Architecture students from Barleti University in Tirana, Albania explore what it means for architecture and life to have “just enough.” Their videos look at spaces, time, and the experiences that fill them, inviting us to pause, reflect, and ask: when is enough truly enough?
Contributors: Ester Hamataj, Majla Cami, Xhesika Nuraj, Arbana Shehu, Arlind Gaxherri
ARLIND GAXHERRI
Fog becomes the main medium of this video. It softens edges, erases boundaries, and creates a condition where nothing is fully defined. Through whiteness and transparency, the video suggests that “just enough” is not about clarity or completeness, but about allowing space for uncertainty. These are the moments where less definition creates more possibility, where atmosphere matters more than form. The absence of strong contrasts allows the viewer to slow down and sense the environment rather than read it.
ARBANA SHEHU
This video explores the idea of “just enough” through acts of deconstruction and destruction of old, beautiful objects. By breaking what is traditionally considered valuable or aesthetically pleasing, the video challenges the assumption that preservation and beauty must always be maintained. In an architectural context, “just enough” becomes an act of subtraction rather than accumulation. The destruction reveals that meaning can emerge through loss, rupture, and transformation.
MAJLA CAMI
The video unfolds through excess. Repetition, accumulation, and saturation become signals of self-destruction rather than desire. In this context, “just enough” is understood only after it has been surpassed. The work reflects on architectural and spatial conditions shaped by overconsumption, where more does not add value, but erodes meaning and balance. Spaces, like bodies, can be overwhelmed. The video suggests that architecture should recognize limits, not as restriction, but as care. “Enough” becomes an act of survival, a conscious decision to stop.
XHESIKA NURAJ
This video uses old clocks showing different times to question the idea of “just enough” in relation to time, architecture, and lived experience. The clocks suggest that time is not universal or fixed, but contextual and subjective, shaped by memory, use, and place. “Just enough” is not about precision or efficiency alone, but about responding to the specific rhythm of a context. The aging clocks symbolize buildings and spaces that carry traces of the past, where imperfection and delay become meaningful.

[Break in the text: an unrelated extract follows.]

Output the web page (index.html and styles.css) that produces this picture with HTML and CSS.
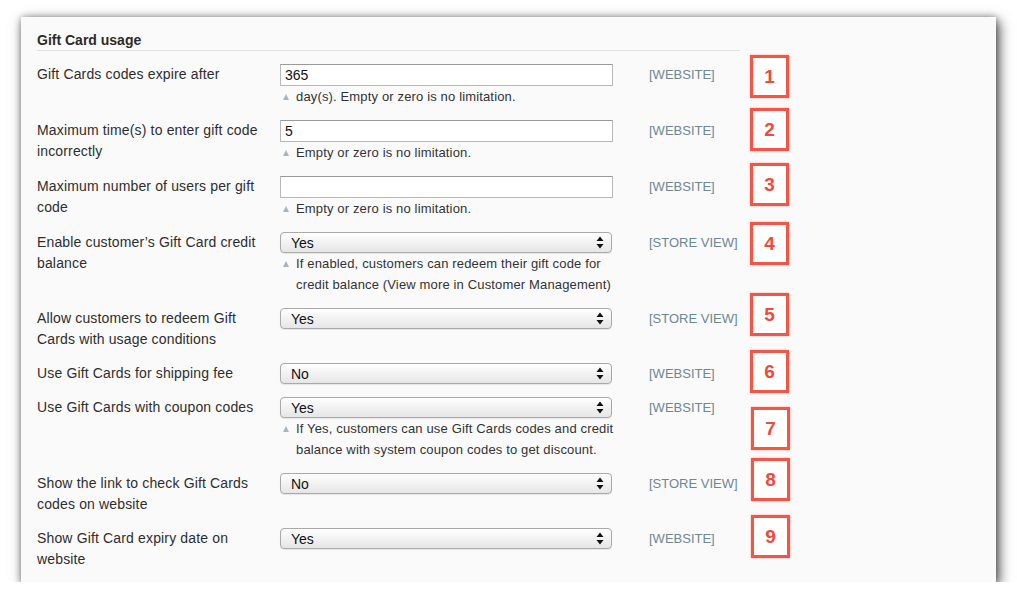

The video implies that architecture does not need to control time, but rather acknowledge it; accepting slowness, layering, and continuity as enough.
ESTER HAMATAJ
This video addresses “just enough” through the lens of dependency and exploitation. By referencing sycophancy and parasitism, it exposes relationships where one presence survives by feeding off another. In architectural and spatial terms, the work questions how much is taken, how much is given, and where the balance breaks. “Just enough” here becomes a fragile threshold, between coexistence and abuse, support and control. The video suggests that when architecture, systems, or users extract more than necessary, space loses its integrity. Enough is no longer about growth, but about ethical limits.
This contribution is part of our ongoing survey “TOO MUCH? What is just enough?” where we collect personal reflections on excess and balance in life, architecture and design. We are gathering diverse, thought-provoking answers that will help shape future discussions and content.